Après un moment de silence, le PDG d'Air Algérie avait réagi et répondu aux interrogations des uns et des autres, voyant dans la couverture médiatique des événements une campagne dirigée contre la compagnie. Mohamed Salah Boultif a ainsi dénoncé cette campagne médiatique dirigée contre sa compagnie dont le dynamisme et l'agressivité commerciale commencent «à inquiéter et à gêner». Cité par l'APS, il a manifesté son inquiétude face aux attaques que subit le pavillon national depuis le crash Ouagadougou-Alger, le vol AH 5017 le 24 juillet au Mali, affirmant que sa compagnie qui s'est engagée dans une dynamique de développement commençait à «déranger la concurrence». Pour lui, Air Algérie a réussi en l'espace de trois ans à capter 1,4 million de nouveaux passagers à l'international dans un environnement fortement concurrentiel et s'est lancé le défi de construire un hub aérien à Alger avec l'acquisition de 16 nouveaux avions d'ici à 2016. «Cette dynamique de développement inquiète à mon avis beaucoup de compagnies concurrentes», a-t-il confié.
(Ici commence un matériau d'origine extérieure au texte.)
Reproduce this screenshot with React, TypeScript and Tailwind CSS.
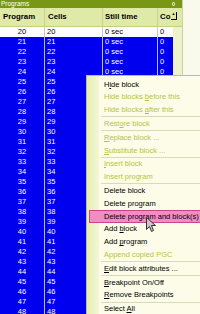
import React from "react";

const rows = Array.from({ length: 29 }, (_, i) => 20 + i);

type MenuItem = {
  pre: string;
  u?: string;
  post?: string;
  disabled?: boolean;
  active?: boolean;
  sepAfter?: boolean;
};

const menu: MenuItem[] = [
  { pre: "H", u: "i", post: "de block" },
  { pre: "Hide blocks ", u: "b", post: "efore this", disabled: true },
  { pre: "Hide blocks ", u: "a", post: "fter this", disabled: true, sepAfter: true },
  { pre: "Rest", u: "o", post: "re block", disabled: true, sepAfter: true },
  { pre: "", u: "R", post: "eplace block ...", disabled: true },
  { pre: "", u: "S", post: "ubstitute block ...", disabled: true, sepAfter: true },
  { pre: "", u: "I", post: "nsert block", disabled: true },
  { pre: "Insert program", disabled: true, sepAfter: true },
  { pre: "Delete block" },
  { pre: "Delete program" },
  { pre: "Delete program and block(s)", active: true },
  { pre: "Add ", u: "b", post: "lock" },
  { pre: "Add ", u: "p", post: "rogram" },
  { pre: "Append copied PGC", disabled: true, sepAfter: true },
  { pre: "", u: "E", post: "dit block attributes ...", sepAfter: true },
  { pre: "", u: "B", post: "reakpoint On/Off" },
  { pre: "", u: "R", post: "emove Breakpoints", sepAfter: true },
  { pre: "Select ", u: "A", post: "ll" },
];

export default function App() {
  return (
    <div
      className="relative w-[200px] h-[314px] overflow-hidden bg-[#f9faec] flex"
      style={{ fontFamily: '"Liberation Sans", Arial, sans-serif' }}
    >
      {/* Programs panel */}
      <div className="w-[183px] h-full flex flex-col bg-[#eef3cc] border-r border-[#c9d49a]">
        {/* Title bar */}
        <div className="h-[8px] bg-[#789815] flex items-center justify-between px-[1px] shrink-0">
          <span className="text-white text-[6.5px] leading-none">Programs</span>
          <span className="w-[3px] h-[4px] rounded-full border border-white mr-[6px]" />
        </div>

        {/* Header */}
        <div className="h-[19px] flex items-center bg-[#e0eaa8] text-black font-bold text-[7.8px] shrink-0 border-b border-[#c4d080]">
          <div className="w-[45px] pl-[3px] border-r border-[#c8d48c] h-full flex items-center">Program</div>
          <div className="w-[58px] pl-[3px] border-r border-[#c8d48c] h-full flex items-center">Cells</div>
          <div className="w-[55px] pl-[2px] border-r border-[#c8d48c] h-full flex items-center">Still time</div>
          <div className="w-[19px] pl-[2px] h-full flex items-center relative overflow-hidden">
            <span>Co</span>
            <span className="absolute right-0 top-[4px] w-[6px] h-[8px] border-r border-b border-black flex items-start justify-center text-[4px] leading-none bg-[#e0eaa8]">
              ▲
            </span>
          </div>
        </div>

        {/* Rows */}
        <div className="flex flex-col text-[7.5px]">
          {rows.map((n, i) => {
            const sel = i > 0;
            // rows from 25 on lie under the context menu on the right
            const covered = n >= 25;
            const line = sel ? "border-[#b8b8ff]" : "border-[#c8c8c8]";
            return (
              <div
                key={n}
                className={`h-[10px] w-[173px] flex items-center leading-none ${
                  sel ? "bg-[#0000ee] text-white" : "bg-white text-black"
                }`}
              >
                <div className={`w-[45px] h-full flex items-center justify-center border-r ${line}`}>{n}</div>
                <div className={`w-[58px] h-full flex items-center pl-[2px] border-r ${line}`}>{n}</div>
                <div className={`w-[55px] h-full flex items-center pl-[2px] border-r ${line}`}>
                  {covered ? "" : "0 sec"}
                </div>
                <div className="w-[15px] h-full flex items-center pl-[2px]">{covered ? "" : "0"}</div>
              </div>
            );
          })}
        </div>
      </div>

      {/* Context menu */}
      <div className="absolute left-[86px] top-[75px] w-[130px] bg-[#fcfce9] border border-[#b9c08e] flex text-[7.5px] leading-none">
        <div className="w-[12px] bg-gradient-to-r from-[#e6edb4] to-[#f4f7d6] shrink-0" />
        <div className="flex-1 flex flex-col pt-[2px]">
          {menu.map((m, i) => (
            <React.Fragment key={i}>
              <div
                className={`h-[12.8px] flex items-center -ml-[10px] ${
                  m.active ? "bg-[#f48ac6] border border-[#c8458a] pl-[14px]" : "pl-[15px]"
                } ${m.disabled ? "text-[#b5c43e]" : "text-black"}`}
              >
                <span className="whitespace-nowrap">
                  {m.pre}
                  {m.u && <span className="underline">{m.u}</span>}
                  {m.post}
                </span>
              </div>
              {m.sepAfter && <div className="h-px bg-[#d7dcb4] ml-[2px]" />}
            </React.Fragment>
          ))}
        </div>
      </div>

      {/* Mouse cursor */}
      <svg className="absolute left-[146px] top-[217px]" width="10" height="16" viewBox="0 0 10 16">
        <path
          d="M0.5 0.5 L0.5 12.5 L3.5 9.5 L5.5 14.5 L7.5 13.5 L5.5 8.5 L9.5 8.5 Z"
          fill="#c8c8c8"
          stroke="#333"
          strokeWidth="1"
        />
      </svg>
    </div>
  );
}
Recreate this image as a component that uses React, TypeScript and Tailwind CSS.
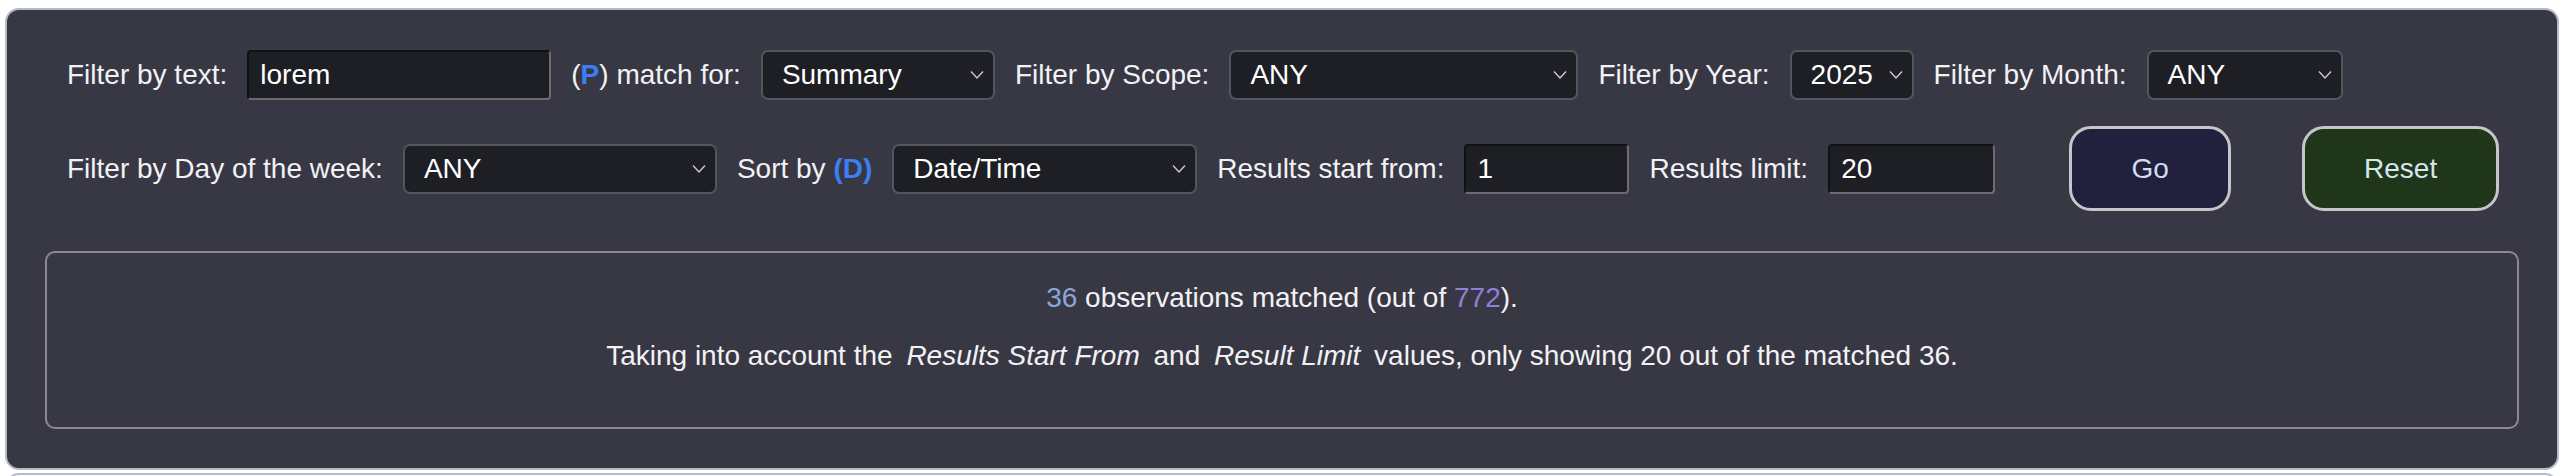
import type { ReactNode } from 'react'

const FONT = { fontFamily: '"Liberation Sans", Arial, Helvetica, sans-serif' }

function Chevron() {
  return (
    <svg width="14" height="9" viewBox="0 0 14 9" className="pointer-events-none absolute right-[11px] top-1/2 -translate-y-1/2">
      <polyline points="1,1 7,7.5 13,1" fill="none" stroke="#c9c9cf" strokeWidth="1.4" />
    </svg>
  )
}

function Select({ value, width }: { value: string; width: string }) {
  return (
    <div className={`relative h-[50px] shrink-0 ${width}`}>
      <div className="flex h-full items-center rounded-[7px] border-2 border-[#55555c] bg-[#1e1f25] pl-[19px] text-[28px] text-white">
        {value}
      </div>
      <Chevron />
    </div>
  )
}

function TextBox({ value, width }: { value: string; width: string }) {
  return (
    <div
      className={`flex h-[50px] shrink-0 items-center rounded-[4px] border-2 border-t-[#101114] border-l-[#101114] border-b-[#6b6b70] border-r-[#6b6b70] bg-[#1e1f25] pl-[11px] text-[28px] text-white ${width}`}
    >
      {value}
    </div>
  )
}

function Label({ children }: { children: ReactNode }) {
  return <span className="shrink-0 whitespace-nowrap text-[28px] text-[#f2f2f4]">{children}</span>
}

export default function App() {
  return (
    <div className="h-[476px] overflow-hidden bg-white px-[5px] pt-[8px]" style={FONT}>
      <div className="rounded-[14px] border-2 border-[#b3bbc8] bg-[#383845] px-[38px] pt-[40px] pb-[39px]">
        {/* Filters, first line */}
        <div className="flex h-[50px] items-center gap-[20px] pl-[22px]">
          <Label>Filter by text:</Label>
          <TextBox value="lorem" width="w-[304px]" />
          <Label>
            (<b className="text-[#3d7ff0]">P</b>) match for:
          </Label>
          <Select value="Summary" width="w-[234px]" />
          <Label>Filter by Scope:</Label>
          <Select value="ANY" width="w-[349px]" />
          <Label>Filter by Year:</Label>
          <Select value="2025" width="w-[124px]" />
          <Label>Filter by Month:</Label>
          <Select value="ANY" width="w-[196px]" />
        </div>

        {/* Filters, second line */}
        <div className="mt-[26px] flex h-[85px] items-center gap-[20px] pl-[22px]">
          <Label>Filter by Day of the week:</Label>
          <Select value="ANY" width="w-[314px]" />
          <Label>
            Sort by <b className="text-[#3d7ff0]">(D)</b>
          </Label>
          <Select value="Date/Time" width="w-[305px]" />
          <Label>Results start from:</Label>
          <TextBox value="1" width="w-[165px]" />
          <Label>Results limit:</Label>
          <TextBox value="20" width="w-[167px]" />
          <button
            type="button"
            className="ml-[54px] h-[85px] w-[162px] shrink-0 rounded-[22px] border-[3px] border-[#c6c6c8] bg-[#21213d] text-[28px] text-[#d2daf4]"
          >
            Go
          </button>
          <button
            type="button"
            className="ml-[51px] h-[85px] w-[197px] shrink-0 rounded-[22px] border-[3px] border-[#c6c6c8] bg-[#1f361b] text-[28px] text-[#d6e6ec]"
          >
            Reset
          </button>
        </div>

        {/* Match summary */}
        <div className="mt-[40px] flex h-[178px] flex-col items-center rounded-[10px] border-2 border-[#8a8a90] pt-[24px] text-[28px] leading-[42px] text-[#f2f2f4]">
          <p>
            <span className="text-[#8aa6d8]">36</span> observations matched (out of{' '}
            <span className="text-[#8f7fd6]">772</span>).
          </p>
          <p className="mt-[16px]">
            Taking into account the <i className="px-[6px]">Results Start From</i> and{' '}
            <i className="px-[6px]">Result Limit</i> values, only showing 20 out of the matched 36.
          </p>
        </div>
      </div>
      <div className="mt-[3px] h-[20px] rounded-t-[14px] border-2 border-[#b3bbc8] bg-white" />
    </div>
  )
}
Même levée de boucliers chez le ministre des Transports. ?'Air Algérie» a sa place et nous n'acceptons nullement qu'elle soit discréditée au moment où l'aviation civile connaît une rude concurrence internationale», a-t-il dit. Il a précisé que la compagnie Air Algérie «a sa place», déplorant «le fait que certaines parties extérieures tentent de discréditer la compagnie qui constitue, a-t-il dit, un acquis national au moment où l'aviation civile connaît une rude concurrence sur le plan international». M. Ghoul a souligné que la moyenne d'âge de la flotte d'Air Algérie ne dépasse pas les 10 ans, avant d'annoncer qu'elle est appelée à baisser à 7 ans avec l'entrée en service de 16 nouveaux appareils commandés par la compagnie. En réponse aux critiques dont font l'objet les pilotes algériens, le ministre a estimé que ces pilotes «sont recrutés dans les plus grandes compagnies mondiales», ajoutant que de grandes compagnies dans le monde ont connu de graves problèmes mais personne n'en a parlé».

Pour autant, M. Ghoul a laissé entendre hier que la tolérance ?'zéro'' est de mise au sein de son ministère. Car, revenant sur l'incident de lundi à l'aéroport international d'Alger, il a expliqué qu'une enquête a été ouverte pour définir ses circonstances. «Bien que cet incident soit léger et sans gravité, une enquête a été ouverte immédiatement pour définir ses causes», a précisé M. Ghoul. «L'Etat ne va pas tolérer ce type d'accidents et d'incidents et chacun doit assumer ses responsabilités», a-t-il affirmé, avant d'appeler la compagnie à consentir plus d'efforts pour s'améliorer dans l'avenir. «Nous refusons tout dénigrement, pression et dénaturalisation de l'image d'Air Algérie. Mais en même temps, nous refusons aussi qu'elle reste dans son état actuel», a-t-il menacé.